BTC’s derivatives market is not yet expressing a strong conviction in a continuation of last week’s upwards swing.
That is displayed by the deeper fall in the implied vol of OTM calls than OTM puts that nonetheless leaves both above their pre-rally levels. The low realised volatility experienced since reaching the $21K price point, combined with a neutral skew could indicate that traders expect yet more sideways movement. However, if the skew continues to trend downwards we could see a return to the preference for downside protection that we saw throughout a similar low-volatility environment in December.
Put Call Skew is near zero again
Figure 1 Implied volatility of a 25-delta BTC call divided by the implied volatility of a 25-delta BTC put at a 1 week (orange), 1 month (blue), and 3 month (red) tenor. Source: Block Scholes
- Last week’s rally in OTM calls has been reversed, with the implied volatility of OTM calls now trading below the levels of OTM puts with similar deltas.
- That leaves the put-call skew just below 1 for short-dated tenors, meaning that options traders are assigning a slight premium to downside protection once again.
- It also leaves the “risk-reversal” (the IV of an OTM call minus the IV of an OTM put) negative but near zero, with both up- and down-side protection priced similarly.
Volatility Smile remains high
Figure 2 BTC’s 30-day SABR volatility smile generated on 19th Dec (blue), 16th Jan (grey), and 8th Jan (yellow). Source: Block Scholes
- Whilst now near or below that of OTM puts, the IV of OTM calls remains well above the levels it traded at before the rally (on the 8th of Jan).

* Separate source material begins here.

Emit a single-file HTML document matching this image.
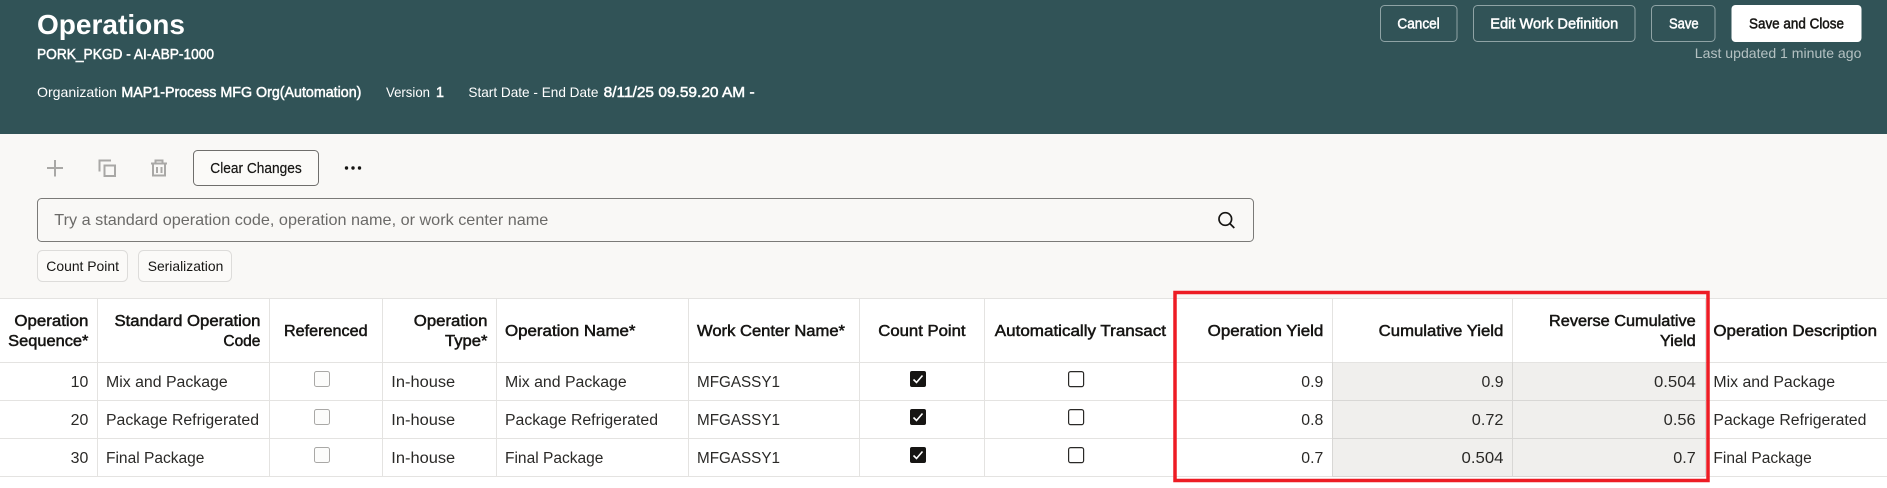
<!DOCTYPE html>
<html lang="en"><head><meta charset="utf-8"><title>Operations</title>
<style>
html,body{margin:0;padding:0;background:#fff;width:1887px;height:488px;overflow:hidden}
svg{display:block}
text{font-family:"Liberation Sans",Arial,sans-serif;font-size:15.5px;fill:#2a2927}
.h{font-size:15.5px;fill:#161513;stroke:#161513;stroke-width:.5px}
.w{fill:#fff;font-size:14px}
.wb{fill:#fff;font-size:14.5px;stroke:#fff;stroke-width:.5px}
.b{font-size:14.5px;fill:#fff;stroke:#fff;stroke-width:.5px}
.l{stroke:#e4e3e1;stroke-width:1;fill:none}
.g{stroke:#d8d7d5;stroke-width:1;fill:none}
.ic{stroke:#a9a8a6;stroke-width:2;fill:none}
</style></head><body>
<svg width="1887" height="488" viewBox="0 0 1887 488" xmlns="http://www.w3.org/2000/svg">
<rect width="1887" height="488" fill="#fff"/>
<rect y="134" width="1887" height="164" fill="#f9f8f6"/>
<rect width="1887" height="134" fill="#315357"/>

<text x="37" y="34" style="font-size:28px;font-weight:700;fill:#fff" textLength="148" lengthAdjust="spacingAndGlyphs">Operations</text>
<text x="37" y="59" class="wb" textLength="177" lengthAdjust="spacingAndGlyphs">PORK_PKGD - AI-ABP-1000</text>
<text x="37" y="97" class="w" textLength="80" lengthAdjust="spacingAndGlyphs">Organization</text>
<text x="121.4" y="97" class="wb" textLength="240" lengthAdjust="spacingAndGlyphs">MAP1-Process MFG Org(Automation)</text>
<text x="386" y="97" class="w" textLength="44" lengthAdjust="spacingAndGlyphs">Version</text>
<text x="436" y="97" class="wb" textLength="8" lengthAdjust="spacingAndGlyphs">1</text>
<text x="468.4" y="97" class="w" textLength="130" lengthAdjust="spacingAndGlyphs">Start Date - End Date</text>
<text x="603.6" y="97" class="wb" textLength="151" lengthAdjust="spacingAndGlyphs">8/11/25 09.59.20 AM -</text>

<g fill="none" stroke="#8fa3a5" stroke-width="1">
<rect x="1380.5" y="5.5" width="76.5" height="36" rx="4"/>
<rect x="1473.5" y="5.5" width="161.5" height="36" rx="4"/>
<rect x="1651.5" y="5.5" width="63.5" height="36" rx="4"/>
</g>
<rect x="1731.5" y="5" width="130" height="37" rx="4" fill="#fff"/>
<text x="1397.4" y="28.5" class="b" textLength="42.3" lengthAdjust="spacingAndGlyphs">Cancel</text>
<text x="1490.3" y="28.5" class="b" textLength="128" lengthAdjust="spacingAndGlyphs">Edit Work Definition</text>
<text x="1669" y="28.5" class="b" textLength="29.6" lengthAdjust="spacingAndGlyphs">Save</text>
<text x="1749" y="28.5" class="b" style="fill:#161513;stroke:#161513" textLength="95" lengthAdjust="spacingAndGlyphs">Save and Close</text>
<text x="1694.8" y="58" style="font-size:14px;fill:#b4c1c2" textLength="166.6" lengthAdjust="spacingAndGlyphs">Last updated 1 minute ago</text>

<path class="ic" d="M47 168H63M55 160V176.500"/>
<path class="ic" d="M99.500 171.500V160.500H111"/>
<rect class="ic" x="104.500" y="165.500" width="10.500" height="10.500"/>
<path class="ic" d="M151 163.500H167M155.500 163V160.500H162.500V163M153 163.500V175.500H165V163.500"/>
<path class="ic" d="M157 167V173M161.500 167V173"/>
<rect x="193.500" y="150.500" width="125" height="35" rx="4" fill="#fbfaf8" stroke="#6f6e6c"/>
<text x="210.300" y="173" style="font-size:14.5px;fill:#161513;stroke:#161513;stroke-width:.2px" textLength="91.400" lengthAdjust="spacingAndGlyphs">Clear Changes</text>
<circle cx="346.500" cy="168" r="1.700" fill="#161513"/><circle cx="353" cy="168" r="1.700" fill="#161513"/><circle cx="359.500" cy="168" r="1.700" fill="#161513"/>
<rect x="37.500" y="198.500" width="1216" height="43" rx="4" fill="#f9f8f6" stroke="#7b7a78"/>
<text x="54.300" y="225" style="font-size:16px;fill:#6b6a68" textLength="494" lengthAdjust="spacingAndGlyphs">Try a standard operation code, operation name, or work center name</text>
<circle cx="1225.300" cy="219" r="6.300" fill="none" stroke="#161513" stroke-width="1.700"/>
<path d="M1229.800 223.500L1234.300 228" stroke="#161513" stroke-width="1.700" fill="none"/>
<rect x="37.500" y="250.500" width="90" height="31" rx="5" fill="#fbfaf8" stroke="#dddcda"/>
<rect x="138.500" y="250.500" width="93" height="31" rx="5" fill="#fbfaf8" stroke="#dddcda"/>
<text x="46.300" y="271" style="font-size:14px;fill:#161513" textLength="72.700" lengthAdjust="spacingAndGlyphs">Count Point</text>
<text x="147.700" y="271" style="font-size:14px;fill:#161513" textLength="75.600" lengthAdjust="spacingAndGlyphs">Serialization</text>

<rect x="1332" y="362" width="373" height="114" fill="#f0efed"/>
<path class="l" d="M0 298.500H1887M0 362.500H1887M0 400.500H1887M0 438.500H1887M0 476.500H1887"/>
<path class="l" d="M97.500 298V476M269.500 298V476M382.500 298V476M496.500 298V476M688.500 298V476M859.500 298V476M984.500 298V476M1332.500 298V476M1512.500 298V476M1705.500 298V476"/>
<path class="g" d="M1332 400.500H1705M1332 438.500H1705M1332 476.500H1705M1332.500 362V476M1512.500 362V476M1705.500 362V476"/>

<text x="14.400" y="326" class="h" textLength="74" lengthAdjust="spacingAndGlyphs">Operation</text>
<text x="8.200" y="346" class="h" textLength="80.200" lengthAdjust="spacingAndGlyphs">Sequence*</text>
<text x="114.500" y="326" class="h" textLength="146" lengthAdjust="spacingAndGlyphs">Standard Operation</text>
<text x="223.400" y="346" class="h" textLength="37" lengthAdjust="spacingAndGlyphs">Code</text>
<text x="284" y="336" class="h" textLength="83.600" lengthAdjust="spacingAndGlyphs">Referenced</text>
<text x="413.800" y="326" class="h" textLength="73.600" lengthAdjust="spacingAndGlyphs">Operation</text>
<text x="445" y="346" class="h" textLength="42.400" lengthAdjust="spacingAndGlyphs">Type*</text>
<text x="505" y="336" class="h" textLength="130.500" lengthAdjust="spacingAndGlyphs">Operation Name*</text>
<text x="697" y="336" class="h" textLength="148" lengthAdjust="spacingAndGlyphs">Work Center Name*</text>
<text x="878.300" y="336" class="h" textLength="87.200" lengthAdjust="spacingAndGlyphs">Count Point</text>
<text x="994.800" y="336" class="h" textLength="171.200" lengthAdjust="spacingAndGlyphs">Automatically Transact</text>
<text x="1207.700" y="336" class="h" textLength="115.600" lengthAdjust="spacingAndGlyphs">Operation Yield</text>
<text x="1378.700" y="336" class="h" textLength="124.600" lengthAdjust="spacingAndGlyphs">Cumulative Yield</text>
<text x="1549" y="326" class="h" textLength="146.700" lengthAdjust="spacingAndGlyphs">Reverse Cumulative</text>
<text x="1660" y="346" class="h" textLength="35.700" lengthAdjust="spacingAndGlyphs">Yield</text>
<text x="1713.400" y="336" class="h" textLength="163.600" lengthAdjust="spacingAndGlyphs">Operation Description</text>

<g id="r1">
<text x="70.700" y="387" textLength="17.700" lengthAdjust="spacingAndGlyphs">10</text>
<text x="106" y="387" textLength="121.700" lengthAdjust="spacingAndGlyphs">Mix and Package</text>
<text x="391.300" y="387" textLength="63.900" lengthAdjust="spacingAndGlyphs">In-house</text>
<text x="505" y="387" textLength="121.700" lengthAdjust="spacingAndGlyphs">Mix and Package</text>
<text x="697" y="387" textLength="83" lengthAdjust="spacingAndGlyphs">MFGASSY1</text>
<text x="1301.300" y="387" textLength="22" lengthAdjust="spacingAndGlyphs">0.9</text>
<text x="1481.500" y="387" textLength="22" lengthAdjust="spacingAndGlyphs">0.9</text>
<text x="1654" y="387" textLength="41.800" lengthAdjust="spacingAndGlyphs">0.504</text>
<text x="1713.400" y="387" textLength="121.700" lengthAdjust="spacingAndGlyphs">Mix and Package</text>
</g>
<g id="r2">
<text x="70.700" y="425" textLength="17.700" lengthAdjust="spacingAndGlyphs">20</text>
<text x="106" y="425" textLength="153" lengthAdjust="spacingAndGlyphs">Package Refrigerated</text>
<text x="391.300" y="425" textLength="63.900" lengthAdjust="spacingAndGlyphs">In-house</text>
<text x="505" y="425" textLength="153" lengthAdjust="spacingAndGlyphs">Package Refrigerated</text>
<text x="697" y="425" textLength="83" lengthAdjust="spacingAndGlyphs">MFGASSY1</text>
<text x="1301.300" y="425" textLength="22" lengthAdjust="spacingAndGlyphs">0.8</text>
<text x="1471.800" y="425" textLength="31.700" lengthAdjust="spacingAndGlyphs">0.72</text>
<text x="1663.700" y="425" textLength="32" lengthAdjust="spacingAndGlyphs">0.56</text>
<text x="1713.400" y="425" textLength="153" lengthAdjust="spacingAndGlyphs">Package Refrigerated</text>
</g>
<g id="r3">
<text x="70.700" y="463" textLength="17.700" lengthAdjust="spacingAndGlyphs">30</text>
<text x="106" y="463" textLength="98.400" lengthAdjust="spacingAndGlyphs">Final Package</text>
<text x="391.300" y="463" textLength="63.900" lengthAdjust="spacingAndGlyphs">In-house</text>
<text x="505" y="463" textLength="98.400" lengthAdjust="spacingAndGlyphs">Final Package</text>
<text x="697" y="463" textLength="83" lengthAdjust="spacingAndGlyphs">MFGASSY1</text>
<text x="1301.300" y="463" textLength="22" lengthAdjust="spacingAndGlyphs">0.7</text>
<text x="1461.500" y="463" textLength="42" lengthAdjust="spacingAndGlyphs">0.504</text>
<text x="1673.300" y="463" textLength="22.500" lengthAdjust="spacingAndGlyphs">0.7</text>
<text x="1713.400" y="463" textLength="98.400" lengthAdjust="spacingAndGlyphs">Final Package</text>
</g>

<g fill="#fcfcfb" stroke="#a9a8a6" stroke-width="1">
<rect x="314.500" y="371.500" width="15" height="15" rx="2"/>
<rect x="314.500" y="409.500" width="15" height="15" rx="2"/>
<rect x="314.500" y="447.500" width="15" height="15" rx="2"/>
</g>
<g fill="#161513">
<rect x="910" y="371" width="16" height="16" rx="2"/>
<rect x="910" y="409" width="16" height="16" rx="2"/>
<rect x="910" y="447" width="16" height="16" rx="2"/>
</g>
<g fill="none" stroke="#fff" stroke-width="1.600">
<path d="M913.500 379.500L916.500 382.500L922.500 375.500"/>
<path d="M913.500 417.500L916.500 420.500L922.500 413.500"/>
<path d="M913.500 455.500L916.500 458.500L922.500 451.500"/>
</g>
<g fill="#fff" stroke="#2a2927" stroke-width="1.200">
<rect x="1068.600" y="371.600" width="15" height="15" rx="2"/>
<rect x="1068.600" y="409.600" width="15" height="15" rx="2"/>
<rect x="1068.600" y="447.600" width="15" height="15" rx="2"/>
</g>

<rect x="1175" y="292.500" width="533" height="188" fill="none" stroke="#ed1c24" stroke-width="3.500"/>
</svg>
</body></html>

- That is true of all points on the smile, which saw a rise across all strikes by between 15 and 25 vol points as a result of last week’s spot rally.
Realised Volatility halts
Figure 3 Hourly BTC spot price (orange), alongside the rolling standard deviation of BTC’s log returns calculated on a look back of 7 days (blue) and 14 days (grey) of hourly data from the 1st Dec 22. Source: Block Scholes
- The pick up in volatility reflects the rush towards the $21K price point last seen before the FTX crash.
- However, since reaching that price level BTC’s spot price has resumed it’s sideways movement, with the smile falling most severely in deep OTM calls.
BTC’s derivatives market is not yet expressing a strong conviction in a continuation of last week’s upwards swing. That is displayed by the deeper fall in the implied vol of OTM calls than OTM puts that nonetheless leaves both above their pre-rally levels. The low realised volatility experienced since reaching the $21K price point, combined with a neutral skew could indicate that traders expect yet more sideways movement. However, if the skew continues to trend downwards we could see a return to the preference for downside protection that we saw throughout a similar low-volatility environment in December.